Gillis's case is one in which the


plaintiff is entitled to have the trier of fact determine whether the conditions of his administrative confinement, principally with regard to the cell temperature and the provision of hygiene items, violated the minimal standards required by the Eighth Amendment.


Del Raine, at 1034.


We also note for the record that Gillis's case is not a situation analogous to civil contempt in that he holds the keys to his own fate. In contrast to cases such as Rodriguez v. Briley, 403 F.3d 952 (7th Cir.2005), Freeman v. Berge, 441 F.3d 543 (7th Cir.2006), or even, as we discussed above, Trammell, Gillis did not hold the keys to his own release. He may have held the keys to the final 2 days at stage one of his BMP, but not to the entire period. In contrast, Rodriguez could have corrected his situation immediately. He missed many meals because he refused to put his belongings in a storage box before leaving his cell to go to the cafeteria. He could have gone to meals immediately had he complied. We said:


[W]e think that deliberate noncompliance with a valid rule does not convert the consequences that flow automatically from that noncompliance into punishment. Rodriguez punished himself.

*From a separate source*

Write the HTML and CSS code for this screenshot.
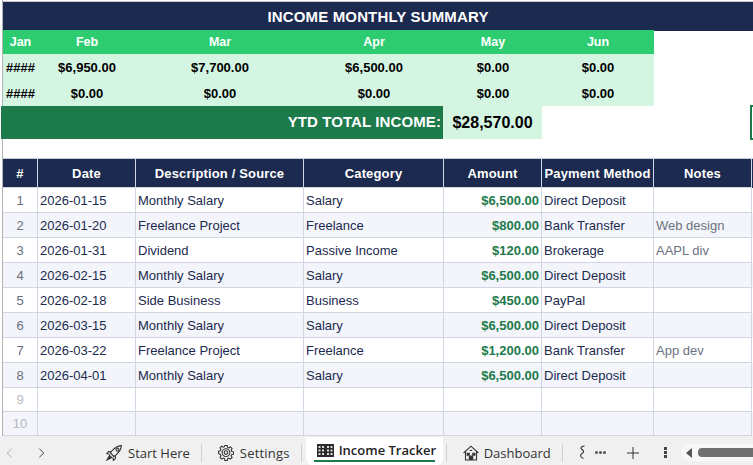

403 F.3d at 952-53. Freeman refused to comply with a rule which required that inmates—who were in solitary confinement and fed in their cells—must be standing in the middle of their cells, with the lights on, wearing trousers or gym shorts in order to get their food delivered. Freeman would not put his pants on and so was denied food. We said, "[T]here is a difference between using food deprivation as a punishment and establishing a reasonable condition to the receipt of food." 441 F.3d at 545.


The BMP is different. It is not simply a natural consequence "automatically" growing out of a rule infraction. It is much more elaborate. An inmate who refuses to put on his trousers can correct his situation immediately by putting them on. In contrast, defendants did not simply take Gillis's blanket away until he conformed with the rule. Once he received notice that he was to be put in the BMP, he had to complete the whole program; he couldn't make it stop. To say he could have avoided the program altogether by not breaking the rules in the first place would be to severely limit valid Eighth Amendment claims. One could say that most punishments could be avoided by simply following the rules. In a broader sense, no one would be in prison if everyone simply followed the rules. Freeman and Rodriguez are inapposite.


The inevitable conclusion that Gillis's due process claim also survives summary judgment follows from our discussion of his treatment under the BMP. Gillis may well be able to convince a jury that the program imposes an atypical and significant hardship even measured against the ordinary incidents of life at Supermax, thus establishing a liberty interest.


Also, defendants have not shown that they are entitled to qualified immunity. They cannot show that in 2002, when these events occurred, it was not well-established that denial of shelter, heat, and hygiene items implicated an inmate's constitutional rights.


As always in conditions of confinement cases, we are reluctant to interfere with the administration of the prisons. See Mathews v. Eldridge, 424 U.S. 319, 96 S.Ct. 893, 47 L.Ed.2d 18 (1976); Westefer v. Snyder, 422 F.3d 570 (7th Cir.2005). But our reluctance does not mean we can avoid our obligation to carefully evaluate constitutional claims, such as this one. In addition, we question how much this particular case will affect the administration of the prisons. It is unclear what exactly the status of the BMP program is at Supermax. Gillis contends that the policy "is currently in effect. . . . Inmates continue to be denied a hearing prior to placement on BMP." Defendants, with notable ambiguity, say that "[a]lthough the policy may still be in effect, the BMP program is no longer used" at Supermax.


The judgment of the district court is VACATED and this case is REMANDED for further proceedings consistent with this opinion.